Just how much food does a Mastiff eat? In short, an incredible amount! Adult Mastiff feeding portions: 6-8 cups of dry food per day, divided into two meals. When feeding a Mastiff puppy, food portions are smaller: depending on the pup's age, about four cups per day, divided into three meals (not two) until eight months of age.

And deep-chested breeds like the Mastiff are prone to gastric torsion, aka bloat. To minimizes the chances of bloat occurring, allow an hour between exercise and feeding.

For more info on how much to feed a Mastiff puppy through adulthood, see this English Mastiff feeding chart:

*--Around this time, transition to adult food by mixing in adult formula with the puppy formula, in slowly increasing amounts with each meal, for one week.

Try if possible to stick to the above-listed daily portions. These dogs are highly prone to obesity, and if constantly overfed (and especially, under-exercised!) they'll quickly become overweight--and a fat Mastiff will have major health problems and an even shorter lifespan. You can help control your English Mastiff's weight by having consistent feeding and exercise schedules, by not feeding the dog table scraps, and by not leaving food in the dog's bowl all the time.
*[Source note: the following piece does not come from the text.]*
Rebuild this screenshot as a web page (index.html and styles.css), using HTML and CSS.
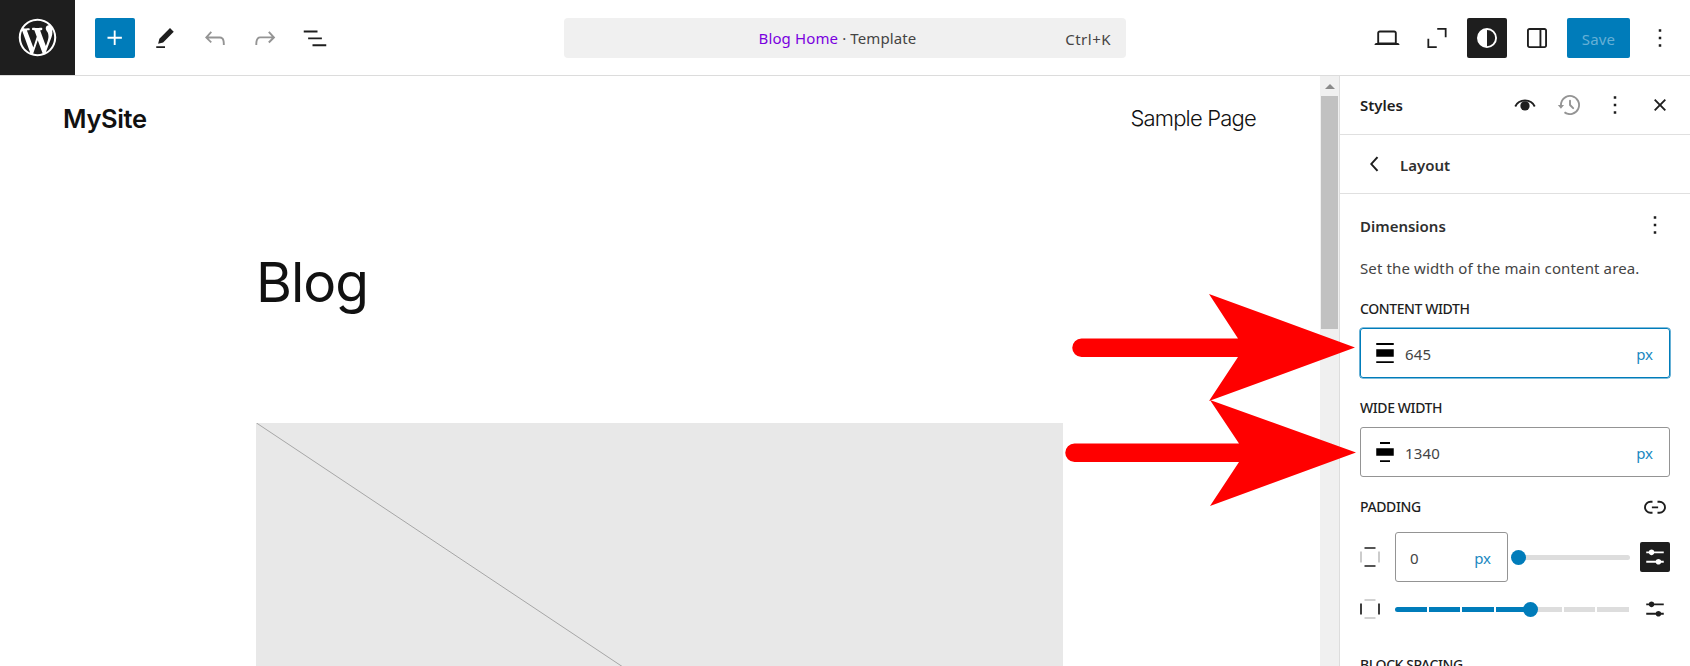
FILE: index.html
```html
<!DOCTYPE html>
<html lang="en">
<head>
<meta charset="utf-8">
<title>Blog Home · Template</title>
<link rel="stylesheet" href="styles.css">
</head>
<body>
<div class="editor">
  <header class="topbar">
    <a class="site-hub"><svg class="wp" viewBox="-2 -2 24 24"><path d="M20 10c0-5.51-4.49-10-10-10C4.48 0 0 4.49 0 10c0 5.52 4.48 10 10 10 5.51 0 10-4.48 10-10zM7.78 15.37L4.37 6.22c.55-.02 1.17-.08 1.17-.08.5-.06.44-1.13-.06-1.11 0 0-1.45.11-2.37.11-.18 0-.37 0-.58-.01C4.12 2.69 6.87 1.11 10 1.11c2.33 0 4.45.87 6.05 2.34-.68-.11-1.65.39-1.65 1.58 0 .74.45 1.36.9 2.1.35.61.55 1.36.55 2.46 0 1.49-1.4 5-1.4 5l-3.03-8.37c.54-.02.82-.17.82-.17.5-.05.44-1.25-.06-1.22 0 0-1.44.12-2.38.12-.87 0-2.33-.12-2.33-.12-.5-.03-.56 1.2-.06 1.22l.92.08 1.26 3.41zM17.41 10c.24-.64.74-1.87.43-4.25.7 1.29 1.05 2.71 1.05 4.25 0 3.29-1.73 6.24-4.4 7.78.97-2.59 1.94-5.2 2.92-7.78zM6.1 18.09C3.12 16.65 1.11 13.53 1.11 10c0-1.3.23-2.48.72-3.59C3.25 10.3 4.67 14.2 6.1 18.09zm4.03-6.63l2.58 6.98c-.86.29-1.76.45-2.71.45-.79 0-1.57-.11-2.29-.33.81-2.38 1.62-4.74 2.42-7.1z"/></svg></a>
    <div class="tools">
      <button class="tool primary"><svg class="icon" viewBox="0 0 24 24"><path d="M11 12.500V17.500H12.500V12.500H17.500V11H12.500V6H11V11H6V12.500H11Z"/></svg></button>
      <button class="tool"><svg class="icon" viewBox="0 0 24 24"><path d="m19 7-3-3-8.500 8.500-1 4 4-1L19 7Zm-7 11.500H5V20h7v-1.500Z"/></svg></button>
      <button class="tool muted"><svg class="icon" viewBox="0 0 24 24"><path d="M18.300 11.700c-.6-.6-1.400-.9-2.300-.9H6.700l2.900-3.300-1.100-1-4.500 5L8.500 16l1-1-2.700-2.700H16c.5 0 .9.2 1.300.5 1 1 1 3.400 1 4.500v.3h1.500v-.2c0-1.500 0-4.300-1.500-5.700z"/></svg></button>
      <button class="tool muted"><svg class="icon" viewBox="0 0 24 24"><path d="M15.600 6.500l-1.100 1 2.900 3.300H8c-.9 0-1.700.3-2.300.9-1.400 1.500-1.400 4.200-1.400 5.600v.2h1.500v-.3c0-1.100 0-3.500 1-4.500.3-.3.7-.5 1.300-.5h9.200L14.500 15l1.100 1.100 4.600-4.600-4.600-5z"/></svg></button>
      <button class="tool"><svg class="icon" viewBox="0 0 24 24"><path d="M3 6h11v1.500H3V6Zm3.500 5.500h11V13h-11v-1.500ZM21 17H10v1.500h11V17Z"/></svg></button>
    </div>
    <div class="command">
      <span class="command-title"><span class="command-link">Blog Home</span> · Template</span>
      <span class="command-key">Ctrl+K</span>
    </div>
    <div class="actions">
      <button class="tool"><svg class="icon" viewBox="0 0 24 24"><path d="M20.500 16h-.7V8c0-1.100-.9-2-2-2H6.200c-1.100 0-2 .9-2 2v8h-.7c-.8 0-1.500.7-1.500 1.500h20c0-.8-.7-1.500-1.500-1.500zM5.700 8c0-.3.2-.5.5-.5h11.600c.3 0 .5.2.5.5v7.600H5.700V8z"/></svg></button>
      <button class="tool"><svg class="icon line" viewBox="0 0 24 24"><path d="M12.200 4.300H19.300V11.400M4.700 12.600V19.700H11.800" transform="translate(.6 .6) scale(.95)"/></svg></button>
      <button class="tool pressed"><svg class="icon" viewBox="0 0 24 24"><path fill-rule="evenodd" d="M20 12a8 8 0 1 1-16 0 8 8 0 0 1 16 0Zm-1.500 0a6.500 6.500 0 0 1-6.500 6.500v-13a6.500 6.500 0 0 1 6.500 6.500Z"/></svg></button>
      <button class="tool"><svg class="icon" viewBox="0 0 24 24"><path d="M18 4H6c-1.100 0-2 .9-2 2v12c0 1.100.9 2 2 2h12c1.100 0 2-.9 2-2V6c0-1.100-.9-2-2-2zm-4 14.500H6c-.3 0-.5-.2-.5-.5V6c0-.3.2-.5.5-.5h8v13zm4.500-.5c0 .3-.2.5-.5.5h-2.500v-13H18c.3 0 .5.2.5.5v12z"/></svg></button>
      <button class="save">Save</button>
      <button class="tool"><svg class="icon" viewBox="0 0 24 24"><path d="M13 19h-2v-2h2v2zm0-6h-2v-2h2v2zm0-6h-2V5h2v2z"/></svg></button>
    </div>
  </header>
  <div class="workspace">
    <main class="canvas">
      <div class="site-header">
        <span class="site-title">MySite</span>
        <span class="site-nav">Sample Page</span>
      </div>
      <h1 class="blog-title">Blog</h1>
      <div class="placeholder"><svg class="diagonal" viewBox="0 0 807 540"><path d="M0.500 0L807 537"/></svg></div>
    </main>
    <div class="scrollbar"><div class="scroll-up"></div><div class="scroll-thumb"></div></div>
    <aside class="sidebar">
      <div class="panel-head">
        <span class="heading styles-title">Styles</span>
        <div class="head-icons">
          <svg class="icon" viewBox="0 0 24 24"><path class="lash" d="M4.200 13.200C5.600 10.200 8.500 8.400 12 8.400s6.400 1.800 7.800 4.800"/><circle cx="12" cy="12.700" r="3.700"/></svg>
          <svg class="icon faded" viewBox="0 0 24 24"><path d="M5.500 12h1.750l-2.500 3-2.500-3H4a8 8 0 113.134 6.350l.907-1.194A6.500 6.500 0 105.500 12zm9.530 1.970l-2.280-2.280V8.500a.75.75 0 00-1.500 0V12a.747.747 0 00.218.529l2.502 2.502a.75.75 0 101.060-1.061z"/></svg>
          <svg class="icon" viewBox="0 0 24 24"><path d="M13 19h-2v-2h2v2zm0-6h-2v-2h2v2zm0-6h-2V5h2v2z"/></svg>
          <svg class="icon" viewBox="0 0 24 24"><path d="M12 13.060l3.712 3.713 1.061-1.060L13.061 12l3.712-3.712-1.060-1.060L12 10.938 8.288 7.227l-1.061 1.060L10.939 12l-3.712 3.712 1.060 1.061L12 13.061z"/></svg>
        </div>
      </div>
      <div class="panel-nav">
        <svg class="icon" viewBox="0 0 24 24"><path d="M14.600 7l-1.200-1L8 12l5.400 6 1.200-1-4.600-5z"/></svg>
        <span class="heading layout-title">Layout</span>
      </div>
      <div class="panel-body">
        <div class="section-head">
          <span class="heading dims-title">Dimensions</span>
          <svg class="icon" viewBox="0 0 24 24"><path d="M13 19h-2v-2h2v2zm0-6h-2v-2h2v2zm0-6h-2V5h2v2z"/></svg>
        </div>
        <p class="help">Set the width of the main content area.</p>
        <div class="label content-label">CONTENT WIDTH</div>
        <div class="field focused">
          <svg class="icon solid" viewBox="0 0 24 24"><path d="M5 4h14v1.500H5zM5 9h14v6H5zM5 18.500h14V20H5z"/></svg>
          <span class="value">645</span><span class="unit">px</span>
        </div>
        <div class="label wide-label">WIDE WIDTH</div>
        <div class="field">
          <svg class="icon solid" viewBox="0 0 24 24"><path d="M8 4h8v1.500H8zM5 9h14v6H5zM8 18.500h8V20H8z"/></svg>
          <span class="value">1340</span><span class="unit">px</span>
        </div>
        <div class="padding-head">
          <span class="label padding-label">PADDING</span>
          <svg class="icon" viewBox="0 0 24 24"><path d="M10 17.389H8.444A5.194 5.194 0 1 1 8.444 7H10v1.500H8.444a3.694 3.694 0 0 0 0 7.389H10v1.500ZM14 7h1.556a5.194 5.194 0 0 1 0 10.390H14v-1.500h1.556a3.694 3.694 0 0 0 0-7.390H14V7Zm-4.500 6h5v-1.500h-5V13Z"/></svg>
        </div>
        <div class="control-row">
          <svg class="sides" viewBox="0 0 20 20"><path class="on" d="M4.500 1h11M4.500 19h11"/><path class="off" d="M1 4.500v11M19 4.500v11"/></svg>
          <div class="mini-field"><span class="mini-value">0</span><span class="mini-unit">px</span></div>
          <div class="slider short"><span class="thumb"></span></div>
          <button class="settings pressed"><svg class="icon" viewBox="0 0 24 24"><path d="m19 7.500h-7.628c-.309-.874-1.142-1.500-2.122-1.500s-1.813.626-2.122 1.500H5V9h2.128c.309.874 1.142 1.500 2.122 1.500s1.813-.626 2.122-1.500H19zM19 15h-2.128c-.309-.874-1.142-1.500-2.122-1.500s-1.813.626-2.122 1.500H5v1.500h7.628c.309.874 1.142 1.500 2.122 1.500s1.813-.626 2.122-1.500H19z"/></svg></button>
        </div>
        <div class="control-row second">
          <svg class="sides" viewBox="0 0 20 20"><path class="off" d="M4.500 1h11M4.500 19h11"/><path class="on" d="M1 4.500v11M19 4.500v11"/></svg>
          <div class="slider long"><i class="seg fill"></i><i class="seg fill"></i><i class="seg fill"></i><i class="seg fill"></i><i class="seg"></i><i class="seg"></i><i class="seg"></i><span class="thumb mid"></span></div>
          <button class="settings"><svg class="icon" viewBox="0 0 24 24"><path d="m19 7.500h-7.628c-.309-.874-1.142-1.500-2.122-1.500s-1.813.626-2.122 1.500H5V9h2.128c.309.874 1.142 1.500 2.122 1.500s1.813-.626 2.122-1.500H19zM19 15h-2.128c-.309-.874-1.142-1.500-2.122-1.500s-1.813.626-2.122 1.500H5v1.500h7.628c.309.874 1.142 1.500 2.122 1.500s1.813-.626 2.122-1.500H19z"/></svg></button>
        </div>
        <div class="label spacing-label">BLOCK SPACING</div>
      </div>
    </aside>
  </div>
  <svg class="arrows" viewBox="0 0 300 220"><path d="M9.500 44.500H166L137 0 283 53.500 137 107 166 63H9.500a9.250 9.250 0 0 1 0-18.500z"/><path d="M2.500 149.500H167L138 106 284 158.500 138 212 167 168H2.500a9.250 9.250 0 0 1 0-18.500z"/></svg>
</div>
</body>
</html>
```
FILE: styles.css
```css
* { box-sizing: border-box; }
body { margin: 0; background: #fff; color: #1e1e1e; font-family: "Noto Sans", "Open Sans", sans-serif; }
button { margin: 0; padding: 0; border: 0; background: none; color: inherit; font: inherit; }
svg { display: block; flex: none; fill: currentColor; }
.editor { position: relative; width: 1690px; height: 666px; overflow: hidden; display: flex; flex-direction: column; }
.icon { width: 30px; height: 30px; }

/* Top bar */
.topbar { flex: none; height: 76px; display: flex; align-items: flex-start; border-bottom: 1px solid #dcdcdc; }
.site-hub { width: 75px; height: 75px; background: #1e1e1e; color: #fff; display: flex; align-items: center; justify-content: center; }
.wp { width: 45px; height: 45px; }
.tools { display: flex; gap: 10px; padding: 18px 0 0 20px; width: 489px; }
.tool { width: 40px; height: 40px; border-radius: 2px; display: flex; align-items: center; justify-content: center; }
.primary { background: #007cba; color: #fff; }
.pressed { background: #1e1e1e; color: #fff; }
.muted { color: #949494; }
.line { fill: none; stroke: currentColor; stroke-width: 1.500; }
.command { margin-top: 18px; width: 562px; height: 40px; border-radius: 4px; background: #f0f0f0; color: #444; display: grid; grid-template-columns: 1fr auto 1fr; align-items: center; padding: 0 15px 0 0; font-size: 15px; line-height: 20px; letter-spacing: .12px; }
.command-title { grid-column: 2; padding-bottom: 1px; }
.command-link { color: #7a00df; }
.command-key { justify-self: end; padding-top: 1px; letter-spacing: .5px; }
.actions { margin-left: auto; padding: 18px 10px 0 0; display: flex; gap: 10px; }
.save { width: 63px; height: 40px; border-radius: 2px; background: #007cba; color: #66b0d6; font-size: 15px; letter-spacing: .2px; padding-top: 1px; }

/* Canvas */
.workspace { flex: 1; display: flex; min-height: 0; }
.canvas { width: 1320px; overflow: hidden; font-family: Inter, sans-serif; color: #111; }
.site-header { display: flex; justify-content: space-between; padding: 26px 64px 0 63px; line-height: 32px; }
.site-title { font-size: 25.500px; font-weight: 600; letter-spacing: -.35px; padding-top: 1px; }
.site-nav { font-size: 22px; font-weight: 300; letter-spacing: -.8px; }
.blog-title { margin: 111px 0 0 256px; font-size: 55px; line-height: 72px; font-weight: 400; letter-spacing: -1px; }
.placeholder { margin: 105px 0 0 256px; width: 807px; height: 540px; background: #e8e8e8; }
.diagonal { width: 807px; height: 540px; fill: none; stroke: #a6a6a6; stroke-width: 1; }
.scrollbar { width: 20px; background: #f0f0f0; border-right: 1px solid #ddd; padding: 0 1px; }
.scroll-up { height: 20px; display: flex; align-items: center; justify-content: center; }
.scroll-up::before { content: ""; border: 5px solid transparent; border-top: 0; border-bottom-color: #8a8a8a; }
.scroll-thumb { height: 233px; background: #c1c1c1; }

/* Sidebar */
.sidebar { width: 350px; overflow: hidden; }
.heading { font-weight: 600; font-size: 15px; line-height: 20px; }
.panel-head { height: 59px; border-bottom: 1px solid #e0e0e0; display: flex; align-items: center; justify-content: space-between; padding: 0 15px 0 20px; }
.head-icons { display: flex; gap: 15px; }
.panel-nav { height: 59px; border-bottom: 1px solid #e0e0e0; display: flex; align-items: center; padding-left: 20px; gap: 10px; }
.layout-title, .dims-title { padding-top: 2px; color: #2f2f2f; }
.panel-body { padding: 16px 20px 0; }
.section-head { display: flex; align-items: center; justify-content: space-between; height: 30px; }
.help { margin: 18px 0 0; font-size: 15px; line-height: 20px; letter-spacing: .13px; color: #444; white-space: nowrap; }
.label { font-size: 14px; font-weight: 500; line-height: 20px; letter-spacing: -.4px; white-space: nowrap; }
.content-label { margin-top: 21px; }
.field { height: 50px; margin-top: 9px; border: 1px solid #949494; border-radius: 3px; display: flex; align-items: center; padding: 0 16px 0 9px; font-size: 15px; }
.focused { border-color: #007cba; box-shadow: 0 0 0 .6px #007cba; }
.solid { color: #000; }
.value { margin-left: 5px; padding-top: 1px; letter-spacing: .2px; color: #444; }
.unit { margin-left: auto; padding-top: 2px; color: #1a89c1; }
.wide-label { margin-top: 20px; }
.padding-head { display: flex; align-items: center; justify-content: space-between; margin-top: 15px; height: 30px; }
.control-row { display: flex; align-items: center; height: 50px; margin-top: 10px; }
.sides { width: 20px; height: 20px; fill: none; stroke-width: 1.700; }
.on { stroke: #1e1e1e; }
.off { stroke: #c4c4c4; }
.lash { fill: none; stroke: currentColor; stroke-width: 1.500; }
.faded { color: #949494; }
.mini-field { width: 113px; height: 50px; margin-left: 15px; border: 1px solid #949494; border-radius: 3px; display: flex; align-items: center; justify-content: space-between; padding: 1px 16px 0 14px; font-size: 15px; color: #444; }
.mini-unit { color: #1a89c1; }
.slider { position: relative; height: 5px; }
.short { width: 112px; margin-left: 10px; background: #ddd; border-radius: 3px; }
.long { width: 234px; margin-left: 15px; display: flex; gap: 2px; }
.seg { flex: 1; background: #ddd; }
.seg.fill { background: #007cba; }
.seg:first-child { border-radius: 3px 0 0 3px; }
.thumb { position: absolute; width: 15px; height: 15px; left: -7px; top: -5px; border-radius: 50%; background: #007cba; }
.mid { left: 128px; }
.settings { width: 30px; height: 30px; margin-left: auto; border-radius: 2px; }
.second { margin-top: 2px; }
.spacing-label { margin-top: 21px; }

/* Annotation arrows */
.arrows { position: absolute; left: 1072px; top: 294px; width: 300px; height: 220px; fill: #f00; overflow: visible; }
```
If you're worried your English Mastiff is overweight, try this simple test: run a hand along the dog's side, pressing down a bit. If you can't detect any ribs, it's diet time--which means less food and more exercise.

Living Environment

In spite of their size, Mastiffs are actually better as inside dogs. While they'll need some outdoor exercise each day, Mastiffs will be much happier living inside with their people. Be warned, though: these dogs emit a multitude of bodily noises--snorts, snores, and flatulence, to name a few--on a regular basis. And for the Mastiff, apartment living isn't ideal, but it's possible, as long as the dog gets outside every day for a workout.

Another consideration for owners of the English Mastiff: weather. Mastiffs will be okay in cold weather, but they overheat easily, so they shouldn't spend much time in sweltering temps. Overall, these dogs are best suited for life in mild to cooler climates.